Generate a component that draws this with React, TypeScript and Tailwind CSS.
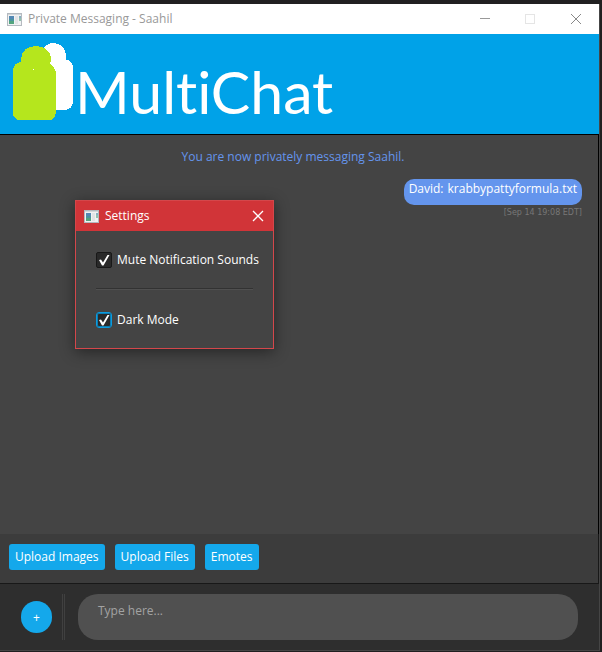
import type { ReactNode } from "react";

function AppIcon() {
  return (
    <svg width="15" height="13" viewBox="0 0 15 13" aria-hidden="true" className="shrink-0">
      <rect x="0.5" y="0.5" width="14" height="12" fill="#f1f2f3" stroke="#b4bac0" />
      <rect x="1" y="1" width="13" height="1" fill="#d3d7da" />
      <rect x="2" y="3" width="5" height="3" fill="#5388b4" />
      <rect x="2" y="6" width="5" height="2" fill="#4a94a0" />
      <rect x="2" y="8" width="5" height="3" fill="#52a47e" />
      <rect x="8" y="3" width="3" height="8" fill="#e2e4e6" />
      <rect x="12" y="3" width="2" height="2" fill="#86afc2" />
      <rect x="12" y="5" width="2" height="3" fill="#93c2ae" />
    </svg>
  );
}

function Logo() {
  return (
    <svg
      width="60"
      height="78"
      viewBox="0 0 60 78"
      shapeRendering="crispEdges"
      aria-hidden="true"
      className="shrink-0"
    >
      <path
        fill="#fff"
        d="M30 5C33 2 36 0 41 0C48 0 53 6 53 12V17C57 17 60 20 60 25V59C60 64 56 67 51 67H40Z"
      />
      <path
        fill="#b5e61d"
        d="M8 19V16C8 8 15 3 23 3C32 3 38 9 38 15V17L37 21C41 24 43 27 43 31V70C42 74 40 77 37 77H6C3 77 0 74 0 70V28C0 23 3 19 8 19Z"
      />
      <rect x="20" y="26" width="1" height="1" fill="#fff" />
    </svg>
  );
}

function ToolButton({ children }: { children: ReactNode }) {
  return (
    <button type="button" className="h-[26px] rounded-[3px] bg-[#14a8eb] px-[6px] text-white">
      {children}
    </button>
  );
}

function Check({ id, label }: { id: string; label: string }) {
  return (
    <div className="flex h-4 items-center gap-[5px]">
      <span className="grid shrink-0">
        <input
          id={id}
          type="checkbox"
          defaultChecked
          className={
            id === "dark"
              ? "col-start-1 row-start-1 size-4 appearance-none rounded-[3px] border border-[#0b9ce0] bg-[#292929] shadow-[inset_0_0_0_1px_#0b7db3]"
              : "col-start-1 row-start-1 size-4 appearance-none rounded-[2px] border border-[#181818] bg-[#292929]"
          }
        />
        <svg
          viewBox="0 0 16 16"
          aria-hidden="true"
          className="pointer-events-none col-start-1 row-start-1 size-4"
        >
          <path d="M3 8L5 7.5L7 10.5L11.5 3H13.5L7.5 13.5H6Z" fill="#fff" />
        </svg>
      </span>
      <label htmlFor={id} className="whitespace-nowrap text-white">
        {label}
      </label>
    </div>
  );
}

function SettingsDialog() {
  return (
    <section
      role="dialog"
      aria-label="Settings"
      className="absolute top-[65px] left-[75px] w-[199px] border border-[#d4474b] bg-[#444] shadow-[0_3px_14px_rgba(0,0,0,0.45)]"
    >
      <header className="flex h-[30px] items-center bg-[#d13438] pr-[9px] pl-2 text-white">
        <AppIcon />
        <h2 className="ml-[6px] flex-1">Settings</h2>
        <button type="button" aria-label="Close settings">
          <svg width="12" height="12" viewBox="0 0 12 12" stroke="#fff" strokeWidth="1.3">
            <path d="M1 1L11 11M11 1L1 11" />
          </svg>
        </button>
      </header>
      <div className="flex flex-col px-5 pt-[21px] pb-5">
        <Check id="mute" label="Mute Notification Sounds" />
        <hr className="mt-5 mb-[22px] h-[2px] border-t border-b border-t-[#323232] border-b-[#505050]" />
        <Check id="dark" label="Dark Mode" />
      </div>
    </section>
  );
}

export default function App() {
  return (
    <div className="flex min-h-screen flex-col bg-[#212021] pt-1 pr-[2px] pb-px font-['Open_Sans','Noto_Sans',sans-serif] text-[12px] leading-4">
      <div className="flex flex-1 flex-col border-r border-b border-[#454545] bg-[#2e2e2e]">
        <header className="flex h-[30px] items-center bg-white pr-[17px] pl-[7px]">
          <AppIcon />
          <h1 className="ml-[6px] flex-1 text-[#999]">Private Messaging - Saahil</h1>
          <div className="flex items-center gap-[34px]">
            <button type="button" aria-label="Minimize">
              <svg width="11" height="11" viewBox="0 0 11 11">
                <path d="M0 4.5H10" stroke="#999" />
              </svg>
            </button>
            <button type="button" aria-label="Maximize" disabled>
              <svg width="11" height="11" viewBox="0 0 11 11">
                <rect x="0.5" y="0.5" width="9" height="9" fill="none" stroke="#e5e5e5" />
              </svg>
            </button>
            <button type="button" aria-label="Close">
              <svg width="12" height="12" viewBox="0 0 12 12" stroke="#888">
                <path d="M1 1L11 11M11 1L1 11" />
              </svg>
            </button>
          </div>
        </header>

        <div className="flex h-[101px] items-start gap-[2px] border-b border-black bg-[#00a2e8] pt-[9px] pl-[13px]">
          <Logo />
          <p className="mt-[14px] font-['Lato','Open_Sans',sans-serif] text-[59px] leading-[70px] text-white [font-variant-ligatures:none]">
            MultiChat
          </p>
        </div>

        <main className="relative flex-1 border-r border-black bg-[#444]">
          <p className="pt-[14px] pr-3 text-center text-[#6495ed]">
            You are now privately messaging Saahil.
          </p>
          <div className="mt-[14px] mr-4 flex flex-col items-end">
            <p className="flex h-[26px] gap-1 rounded-[10px] bg-[#6495ed] px-[5px] pt-[2px] text-white">
              <span>David:</span>
              <a href="#file">krabbypattyformula.txt</a>
            </p>
            <time className="font-['DejaVu_Sans',sans-serif] text-[8px] leading-4 text-[#777]">
              [Sep 14 19:08 EDT]
            </time>
          </div>
          <SettingsDialog />
        </main>

        <div className="flex h-[50px] items-start gap-[10px] border-r border-b border-[#181818] bg-[#3c3c3c] pt-[10px] pl-[9px]">
          <ToolButton>Upload Images</ToolButton>
          <ToolButton>Upload Files</ToolButton>
          <ToolButton>Emotes</ToolButton>
        </div>

        <footer className="flex h-[66px] items-center pr-[21px] pl-[21px]">
          <button
            type="button"
            aria-label="Add"
            className="h-8 w-[31px] rounded-full bg-[#14a8eb] pt-[2px] text-white"
          >
            +
          </button>
          <div className="mr-[13px] ml-[10px] h-[46px] w-[3px] border-x border-[#404040]" />
          <textarea
            aria-label="Message"
            placeholder="Type here..."
            className="h-[46px] min-w-0 flex-1 resize-none rounded-[20px] bg-[#505050] px-5 pt-[9px] text-white outline-none placeholder:text-[#a3a3a3]"
          />
        </footer>
      </div>
    </div>
  );
}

Goal of the exercise: Return the listing above word for word, with the pictures removed.

Reply:
Generate a component that draws this with React, TypeScript and Tailwind CSS.
import type { ReactNode } from "react";

function AppIcon() {
  return (
    <svg width="15" height="13" viewBox="0 0 15 13" aria-hidden="true" className="shrink-0">
      <rect x="0.5" y="0.5" width="14" height="12" fill="#f1f2f3" stroke="#b4bac0" />
      <rect x="1" y="1" width="13" height="1" fill="#d3d7da" />
      <rect x="2" y="3" width="5" height="3" fill="#5388b4" />
      <rect x="2" y="6" width="5" height="2" fill="#4a94a0" />
      <rect x="2" y="8" width="5" height="3" fill="#52a47e" />
      <rect x="8" y="3" width="3" height="8" fill="#e2e4e6" />
      <rect x="12" y="3" width="2" height="2" fill="#86afc2" />
      <rect x="12" y="5" width="2" height="3" fill="#93c2ae" />
    </svg>
  );
}

function Logo() {
  return (
    <svg
      width="60"
      height="78"
      viewBox="0 0 60 78"
      shapeRendering="crispEdges"
      aria-hidden="true"
      className="shrink-0"
    >
      <path
        fill="#fff"
        d="M30 5C33 2 36 0 41 0C48 0 53 6 53 12V17C57 17 60 20 60 25V59C60 64 56 67 51 67H40Z"
      />
      <path
        fill="#b5e61d"
        d="M8 19V16C8 8 15 3 23 3C32 3 38 9 38 15V17L37 21C41 24 43 27 43 31V70C42 74 40 77 37 77H6C3 77 0 74 0 70V28C0 23 3 19 8 19Z"
      />
      <rect x="20" y="26" width="1" height="1" fill="#fff" />
    </svg>
  );
}

function ToolButton({ children }: { children: ReactNode }) {
  return (
    <button type="button" className="h-[26px] rounded-[3px] bg-[#14a8eb] px-[6px] text-white">
      {children}
    </button>
  );
}

function Check({ id, label }: { id: string; label: string }) {
  return (
    <div className="flex h-4 items-center gap-[5px]">
      <span className="grid shrink-0">
        <input
          id={id}
          type="checkbox"
          defaultChecked
          className={
            id === "dark"
              ? "col-start-1 row-start-1 size-4 appearance-none rounded-[3px] border border-[#0b9ce0] bg-[#292929] shadow-[inset_0_0_0_1px_#0b7db3]"
              : "col-start-1 row-start-1 size-4 appearance-none rounded-[2px] border border-[#181818] bg-[#292929]"
          }
        />
        <svg
          viewBox="0 0 16 16"
          aria-hidden="true"
          className="pointer-events-none col-start-1 row-start-1 size-4"
        >
          <path d="M3 8L5 7.5L7 10.5L11.5 3H13.5L7.5 13.5H6Z" fill="#fff" />
        </svg>
      </span>
      <label htmlFor={id} className="whitespace-nowrap text-white">
        {label}
      </label>
    </div>
  );
}

function SettingsDialog() {
  return (
    <section
      role="dialog"
      aria-label="Settings"
      className="absolute top-[65px] left-[75px] w-[199px] border border-[#d4474b] bg-[#444] shadow-[0_3px_14px_rgba(0,0,0,0.45)]"
    >
      <header className="flex h-[30px] items-center bg-[#d13438] pr-[9px] pl-2 text-white">
        <AppIcon />
        <h2 className="ml-[6px] flex-1">Settings</h2>
        <button type="button" aria-label="Close settings">
          <svg width="12" height="12" viewBox="0 0 12 12" stroke="#fff" strokeWidth="1.3">
            <path d="M1 1L11 11M11 1L1 11" />
          </svg>
        </button>
      </header>
      <div className="flex flex-col px-5 pt-[21px] pb-5">
        <Check id="mute" label="Mute Notification Sounds" />
        <hr className="mt-5 mb-[22px] h-[2px] border-t border-b border-t-[#323232] border-b-[#505050]" />
        <Check id="dark" label="Dark Mode" />
      </div>
    </section>
  );
}

export default function App() {
  return (
    <div className="flex min-h-screen flex-col bg-[#212021] pt-1 pr-[2px] pb-px font-['Open_Sans','Noto_Sans',sans-serif] text-[12px] leading-4">
      <div className="flex flex-1 flex-col border-r border-b border-[#454545] bg-[#2e2e2e]">
        <header className="flex h-[30px] items-center bg-white pr-[17px] pl-[7px]">
          <AppIcon />
          <h1 className="ml-[6px] flex-1 text-[#999]">Private Messaging - Saahil</h1>
          <div className="flex items-center gap-[34px]">
            <button type="button" aria-label="Minimize">
              <svg width="11" height="11" viewBox="0 0 11 11">
                <path d="M0 4.5H10" stroke="#999" />
              </svg>
            </button>
            <button type="button" aria-label="Maximize" disabled>
              <svg width="11" height="11" viewBox="0 0 11 11">
                <rect x="0.5" y="0.5" width="9" height="9" fill="none" stroke="#e5e5e5" />
              </svg>
            </button>
            <button type="button" aria-label="Close">
              <svg width="12" height="12" viewBox="0 0 12 12" stroke="#888">
                <path d="M1 1L11 11M11 1L1 11" />
              </svg>
            </button>
          </div>
        </header>

        <div className="flex h-[101px] items-start gap-[2px] border-b border-black bg-[#00a2e8] pt-[9px] pl-[13px]">
          <Logo />
          <p className="mt-[14px] font-['Lato','Open_Sans',sans-serif] text-[59px] leading-[70px] text-white [font-variant-ligatures:none]">
            MultiChat
          </p>
        </div>

        <main className="relative flex-1 border-r border-black bg-[#444]">
          <p className="pt-[14px] pr-3 text-center text-[#6495ed]">
            You are now privately messaging Saahil.
          </p>
          <div className="mt-[14px] mr-4 flex flex-col items-end">
            <p className="flex h-[26px] gap-1 rounded-[10px] bg-[#6495ed] px-[5px] pt-[2px] text-white">
              <span>David:</span>
              <a href="#file">krabbypattyformula.txt</a>
            </p>
            <time className="font-['DejaVu_Sans',sans-serif] text-[8px] leading-4 text-[#777]">
              [Sep 14 19:08 EDT]
            </time>
          </div>
          <SettingsDialog />
        </main>

        <div className="flex h-[50px] items-start gap-[10px] border-r border-b border-[#181818] bg-[#3c3c3c] pt-[10px] pl-[9px]">
          <ToolButton>Upload Images</ToolButton>
          <ToolButton>Upload Files</ToolButton>
          <ToolButton>Emotes</ToolButton>
        </div>

        <footer className="flex h-[66px] items-center pr-[21px] pl-[21px]">
          <button
            type="button"
            aria-label="Add"
            className="h-8 w-[31px] rounded-full bg-[#14a8eb] pt-[2px] text-white"
          >
            +
          </button>
          <div className="mr-[13px] ml-[10px] h-[46px] w-[3px] border-x border-[#404040]" />
          <textarea
            aria-label="Message"
            placeholder="Type here..."
            className="h-[46px] min-w-0 flex-1 resize-none rounded-[20px] bg-[#505050] px-5 pt-[9px] text-white outline-none placeholder:text-[#a3a3a3]"
          />
        </footer>
      </div>
    </div>
  );
}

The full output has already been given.